87.切実な想いがこめられていたアルバムタイトルとヴィジュアル

――アルバムタイトルは『Flying Kids~大人になれない子供達』を作る時点ですでに決まっていたんですか。

タイトルを決めたのはこの曲のあと、レコーディングの最後の方でしたね。この曲の想いも引き受けてはいますけど、それよりも『FLYING KIDS』というタイトルにしないと、バンドがバラバラになりそうな気がしていたというのが正直なところです。アルバムのヴィジュアルも、非常に優秀なデザイナーチームだったにもかかわらず、僕がちょっと混乱していたこともあって最終的に自分が描いたイラストを使っちゃうとか、カメラマンの植田敦さんの写真だけじゃなく、メンバーが撮った写真を使ってもらったりして、いかにもメンバー全員が関わって作ったアルバムのようにしようとしてた。そうすることでなんとかみんなをバンドに繋ぎ止めて、一緒に次へ行くぞ、という想いでした。ビートルズの『アビーロード』に近いです。「みんなでもう一回集まろうよ」みたいな(笑)。結果、誰も辞めなかった。ただこのあと、いろんなことが少しずつ変わっていったのは確かですけどね。

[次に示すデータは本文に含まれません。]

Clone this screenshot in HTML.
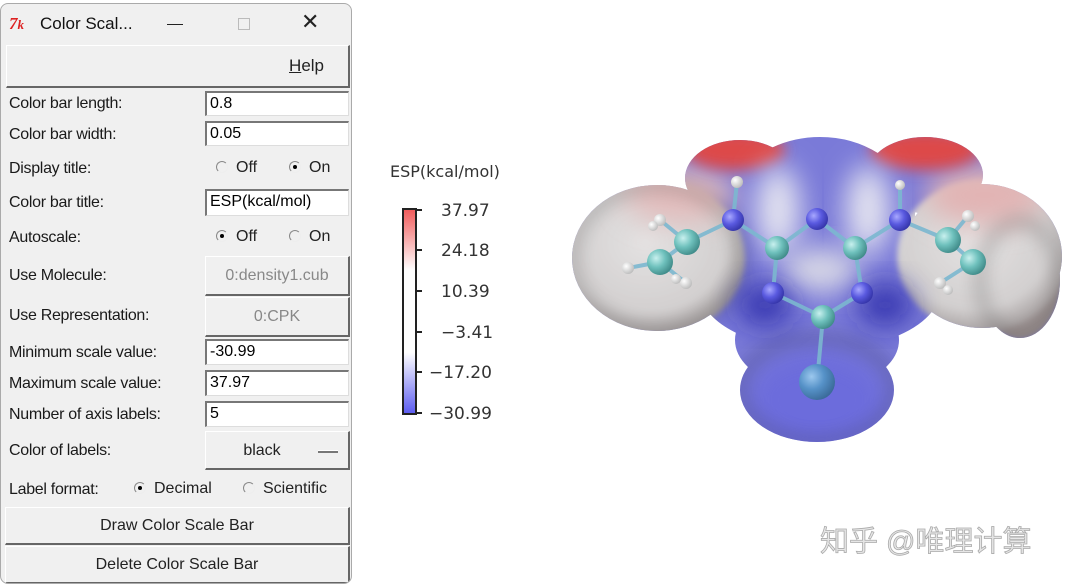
<!DOCTYPE html>
<html><head><meta charset="utf-8"><style>
*{margin:0;padding:0;box-sizing:border-box}
body{width:1080px;height:585px;background:#fff;position:relative;overflow:hidden;font-family:"Liberation Sans",Arial,sans-serif;}
.win{position:absolute;left:0;top:3px;width:352px;height:581px;background:#f0f0f0;border:1px solid #aaa;border-radius:8px;overflow:hidden}
.abs{position:absolute}
.lbl{position:absolute;left:8px;font-size:16px;color:#1a1a1a;letter-spacing:-0.3px}
.ent{position:absolute;left:204px;width:144px;background:#fff;border-top:2px solid #777;border-left:2px solid #777;border-bottom:1px solid #ddd;border-right:1px solid #ddd;font-size:16px;padding-left:3px;line-height:21px;color:#000}
.btn{position:absolute;background:#f0f0f0;border-right:2px solid #666;border-bottom:2px solid #666;border-top:1px solid #fff;border-left:1px solid #fff;font-size:16px;color:#222;text-align:center}
.rad{position:absolute;font-size:16px;color:#222}
.rc{display:inline-block;width:12px;height:12px;border-radius:50%;border:1px solid #999;border-color:#888 #eee #eee #888;vertical-align:-1px;position:relative;margin-right:8px;background:#f0f0f0}
.rc.on:after{content:"";position:absolute;left:3px;top:3px;width:4px;height:4px;border-radius:50%;background:#000}
</style></head><body>
<div class="win">
  <div class="abs" style="left:8px;top:10px;font-size:17px;color:#d22;font-weight:bold;font-style:italic;font-family:'Liberation Serif',serif">7<span style="font-size:13px">k</span></div>
  <div class="abs" style="left:39px;top:10px;font-size:17px;color:#111">Color Scal...</div>
  <div class="abs" style="left:166px;top:20px;width:16px;height:1px;background:#222"></div>
  <div class="abs" style="left:237px;top:14px;width:12px;height:12px;border:1px solid #bbb"></div>
  <div class="abs" style="left:300px;top:5px;font-size:22px;color:#222">✕</div>
  <div class="btn" style="left:5px;top:41px;width:344px;height:43px;line-height:40px;text-align:right;padding-right:24px;font-size:17px"><u>H</u>elp</div>
  <div class="lbl" style="top:91px">Color bar length:</div><div class="ent" style="top:87px;height:25px">0.8</div>
  <div class="lbl" style="top:122px">Color bar width:</div><div class="ent" style="top:117px;height:25px">0.05</div>
  <div class="lbl" style="top:156px">Display title:</div>
  <div class="rad" style="left:215px;top:155px"><span class="rc"></span>Off</div>
  <div class="rad" style="left:288px;top:155px"><span class="rc on"></span>On</div>
  <div class="lbl" style="top:190px">Color bar title:</div><div class="ent" style="top:185px;height:27px">ESP(kcal/mol)</div>
  <div class="lbl" style="top:225px">Autoscale:</div>
  <div class="rad" style="left:215px;top:224px"><span class="rc on"></span>Off</div>
  <div class="rad" style="left:288px;top:224px"><span class="rc"></span>On</div>
  <div class="lbl" style="top:263px">Use Molecule:</div>
  <div class="btn" style="left:204px;top:252px;width:145px;height:40px;line-height:38px;color:#888">0:density1.cub</div>
  <div class="lbl" style="top:303px">Use Representation:</div>
  <div class="btn" style="left:204px;top:293px;width:145px;height:40px;line-height:38px;color:#888">0:CPK</div>
  <div class="lbl" style="top:340px">Minimum scale value:</div><div class="ent" style="top:335px;height:26px">-30.99</div>
  <div class="lbl" style="top:371px">Maximum scale value:</div><div class="ent" style="top:366px;height:26px">37.97</div>
  <div class="lbl" style="top:402px">Number of axis labels:</div><div class="ent" style="top:397px;height:26px">5</div>
  <div class="lbl" style="top:438px">Color of labels:</div>
  <div class="btn" style="left:204px;top:427px;width:145px;height:39px;line-height:37px;padding-right:30px">black<span class="abs" style="right:10px;top:18px;width:20px;height:3px;border-top:1px solid #fff;border-bottom:2px solid #777;background:#ddd"></span></div>
  <div class="lbl" style="top:477px">Label format:</div>
  <div class="rad" style="left:133px;top:476px"><span class="rc on"></span>Decimal</div>
  <div class="rad" style="left:242px;top:476px"><span class="rc"></span>Scientific</div>
  <div class="btn" style="left:4px;top:503px;width:345px;height:38px;line-height:36px">Draw Color Scale Bar</div>
  <div class="btn" style="left:4px;top:542px;width:345px;height:38px;line-height:36px">Delete Color Scale Bar</div>
</div>

<svg class="abs" style="left:380px;top:150px" width="180" height="280">
<defs><linearGradient id="cb" x1="0" y1="0" x2="0" y2="1">
<stop offset="0" stop-color="#f05a5a"/><stop offset="0.3" stop-color="#fff"/><stop offset="0.7" stop-color="#fff"/><stop offset="1" stop-color="#5a5af0"/></linearGradient></defs>
<text x="10" y="27" font-family="DejaVu Sans,sans-serif" font-size="16" fill="#333">ESP(kcal/mol)</text>
<rect x="23" y="59" width="13" height="205" fill="url(#cb)" stroke="#222" stroke-width="2"/>
<g stroke="#222" stroke-width="2"><line x1="36" y1="60" x2="42" y2="60"/><line x1="36" y1="100" x2="42" y2="100"/><line x1="36" y1="141" x2="42" y2="141"/><line x1="36" y1="182" x2="42" y2="182"/><line x1="36" y1="222" x2="42" y2="222"/><line x1="36" y1="263" x2="42" y2="263"/></g>
<g font-family="DejaVu Sans,sans-serif" font-size="17" fill="#333">
<text x="61" y="66">37.97</text><text x="61" y="106">24.18</text><text x="61" y="147">10.39</text><text x="61" y="188">−3.41</text><text x="49" y="228">−17.20</text><text x="49" y="269">−30.99</text></g>
</svg>

<svg class="abs" style="left:0;top:0" width="1080" height="585">
<defs>
<filter id="bl" x="-50%" y="-50%" width="200%" height="200%"><feGaussianBlur stdDeviation="14"/></filter>
<filter id="bl8" x="-50%" y="-50%" width="200%" height="200%"><feGaussianBlur stdDeviation="7"/></filter>
<filter id="bl3" x="-50%" y="-50%" width="200%" height="200%"><feGaussianBlur stdDeviation="3"/></filter>
<filter id="edge" x="-10%" y="-10%" width="120%" height="120%"><feGaussianBlur stdDeviation="8"/></filter>
<clipPath id="sil">
<ellipse cx="657" cy="258" rx="85" ry="73"/>
<ellipse cx="982" cy="256" rx="80" ry="72"/>
<ellipse cx="1020" cy="280" rx="40" ry="58"/>
<ellipse cx="740" cy="178" rx="55" ry="38"/>
<ellipse cx="925" cy="175" rx="58" ry="38"/>
<ellipse cx="820" cy="215" rx="95" ry="78"/>
<ellipse cx="820" cy="290" rx="120" ry="60"/>
<ellipse cx="817" cy="390" rx="77" ry="52"/>
<ellipse cx="817" cy="340" rx="82" ry="50"/>
</clipPath>
<radialGradient id="at" cx="0.35" cy="0.35" r="0.7"><stop offset="0" stop-color="#c8f0ee"/><stop offset="0.5" stop-color="#6fc1bd"/><stop offset="1" stop-color="#3f8a88"/></radialGradient>
<radialGradient id="an" cx="0.35" cy="0.35" r="0.7"><stop offset="0" stop-color="#a8a8ff"/><stop offset="0.5" stop-color="#5a5ae0"/><stop offset="1" stop-color="#3434a8"/></radialGradient>
<radialGradient id="acl" cx="0.35" cy="0.35" r="0.7"><stop offset="0" stop-color="#9cc8ee"/><stop offset="0.5" stop-color="#5692c8"/><stop offset="1" stop-color="#3a6a98"/></radialGradient>
<radialGradient id="ah" cx="0.35" cy="0.35" r="0.7"><stop offset="0" stop-color="#fff"/><stop offset="1" stop-color="#bbb"/></radialGradient>
<radialGradient id="gl" cx="0.45" cy="0.4" r="0.6"><stop offset="0" stop-color="#e4e2e2"/><stop offset="0.75" stop-color="#d2cfcf"/><stop offset="1" stop-color="#a8a2a2"/></radialGradient>
</defs>
<g clip-path="url(#sil)">
<rect x="560" y="120" width="520" height="340" fill="#7a7ad8"/>
<ellipse cx="817" cy="400" rx="70" ry="50" fill="#6c6cdc" filter="url(#bl)"/>
<ellipse cx="1020" cy="280" rx="42" ry="60" fill="#9a9090" filter="url(#bl3)"/>
<ellipse cx="655" cy="258" rx="90" ry="78" fill="url(#gl)" filter="url(#bl3)"/>
<ellipse cx="982" cy="256" rx="85" ry="76" fill="url(#gl)" filter="url(#bl3)"/>
<ellipse cx="680" cy="195" rx="55" ry="28" fill="#e2bcbc" filter="url(#bl)"/>
<ellipse cx="985" cy="195" rx="60" ry="30" fill="#e2b4b4" filter="url(#bl)"/>
<ellipse cx="735" cy="150" rx="50" ry="20" fill="#dd4a4a" filter="url(#bl8)"/>
<ellipse cx="925" cy="150" rx="55" ry="20" fill="#dd4a4a" filter="url(#bl8)"/>
<ellipse cx="778" cy="210" rx="22" ry="45" fill="#e4e4f0" filter="url(#bl)"/>
<ellipse cx="868" cy="210" rx="22" ry="45" fill="#e4e4f0" filter="url(#bl)"/>
<ellipse cx="820" cy="270" rx="40" ry="22" fill="#d8d8e6" filter="url(#bl)"/>
<ellipse cx="765" cy="305" rx="28" ry="22" fill="#1c1ca0" filter="url(#bl)" opacity="0.7"/>
<ellipse cx="885" cy="305" rx="28" ry="22" fill="#1c1ca0" filter="url(#bl)" opacity="0.7"/>
<g fill="none" stroke="#000" stroke-width="14" opacity="0.15" filter="url(#edge)">
<ellipse cx="657" cy="258" rx="85" ry="73"/><ellipse cx="1020" cy="280" rx="40" ry="58"/><ellipse cx="817" cy="390" rx="77" ry="52"/></g>
</g>
<g stroke="#7cb8d0" stroke-width="4" opacity="0.9">
<line x1="660" y1="262" x2="687" y2="242"/><line x1="687" y1="242" x2="733" y2="220"/><line x1="733" y1="220" x2="777" y2="248"/><line x1="737" y1="182" x2="733" y2="220"/>
<line x1="777" y1="248" x2="817" y2="219"/><line x1="817" y1="219" x2="855" y2="248"/><line x1="855" y1="248" x2="900" y2="220"/><line x1="900" y1="185" x2="900" y2="220"/>
<line x1="900" y1="220" x2="948" y2="240"/><line x1="948" y1="240" x2="973" y2="262"/>
<line x1="777" y1="248" x2="773" y2="293"/><line x1="855" y1="248" x2="862" y2="293"/><line x1="773" y1="293" x2="823" y2="317"/><line x1="862" y1="293" x2="823" y2="317"/><line x1="823" y1="317" x2="817" y2="382"/>
<line x1="660" y1="262" x2="628" y2="268"/><line x1="687" y1="242" x2="660" y2="220"/><line x1="660" y1="262" x2="686" y2="283"/><line x1="948" y1="240" x2="968" y2="216"/><line x1="973" y1="262" x2="940" y2="283"/></g>
<g fill="url(#ah)">
<circle cx="737" cy="182" r="6"/><circle cx="900" cy="185" r="5"/><circle cx="628" cy="268" r="6"/><circle cx="660" cy="220" r="6"/><circle cx="653" cy="226" r="5"/><circle cx="686" cy="283" r="6"/><circle cx="676" cy="279" r="5"/>
<circle cx="968" cy="216" r="6"/><circle cx="975" cy="226" r="5"/><circle cx="940" cy="283" r="6"/><circle cx="948" cy="290" r="5"/></g>
<g fill="url(#at)"><circle cx="660" cy="262" r="13"/><circle cx="687" cy="242" r="13"/><circle cx="948" cy="240" r="13"/><circle cx="973" cy="262" r="13"/>
<circle cx="777" cy="248" r="12"/><circle cx="855" cy="248" r="12"/><circle cx="823" cy="317" r="12"/></g>
<g fill="url(#an)"><circle cx="733" cy="220" r="11"/><circle cx="817" cy="219" r="11"/><circle cx="900" cy="220" r="11"/><circle cx="773" cy="293" r="11"/><circle cx="862" cy="293" r="11"/></g>
<circle cx="817" cy="382" r="18" fill="url(#acl)"/>
<text x="820" y="551" font-family="'Liberation Sans','Noto Sans CJK SC',sans-serif" font-size="29" fill="#e6e6e6" stroke="#aaa" stroke-width="0.8">知乎 @唯理计算</text>
</svg>
</body></html>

――1曲目が『大きくなったら』で最後の曲が『Flying Kids~大人になれない子供達』。タイトルだけみても、大人になりたい、でも子供のままでいたいという揺らぎを感じます。

 大人と子供の間で右往左往しながら曲を作っていたのは確かだと思います。もう子供じゃいられない、FLYING KIDSとしても自分としても成長しよう、脱皮しようという想いが、大人のようなポップスを作ることに向かわせたのかもしれないですね。葛藤していたことのすべてが、アルバムに吐露されている気もします。あの時のプロデューサーの中村哲さんとメンバーは、大人と子供の関係に近かった気がします。その間を繋ぐのが僕だったりディレクターの安藤さんでしたね。

――中村哲さんとの作業を通して受け取ったのはどんなものですか。

中村さんがFLYING KIDSに与えてくれたことはたくさんあります。今回、改めてアルバムを聴いてわかったこともたくさんあったし・・。感謝しかないですね。繰り返しになりますけど、メロディアスなものをFLYING KIDSの音楽に取り入れるためのヒントやファンクとポップスを融合させるためのヒントをたくさんいただいて、FLYING KIDSは単なるファンクバンドから脱却できた。当時はスタイリッシュ過ぎると思えたアレンジも、「FLYING KIDSをさらにわかりやすく伝えるには浜崎貴司の歌を聴かせることが一番だ」と考えてくれたからだろうし、そういうスタイリッシュなファンクへのプローチに触れたからこそ、改めてメンバーだけで作り始めた時に、そこにFLYING KIDSならではの泥臭さやメンバーのファンクへの深い想いやクリエイティヴィティをうまくブレントさせることができた。その後のFLYING KIDSにいろんなことが活きています。あの時、僕にもう少し余裕があって、もっと自分がうまく中村さんとメンバーの間を取り持てていたら、バンドをうまくマネージメントできていたらどうなっていただろうと思ったりもしますけど、1曲のために何日もスタジオに入るようなメンバー主導のレコーディングでは、リリースのスケジュールはとても守れなかった。いろいろ考えると、あれはあれで仕方がなかったのかなと思います。運命だったというか・・。あれがあったからこそ今があるのだな、という気がします。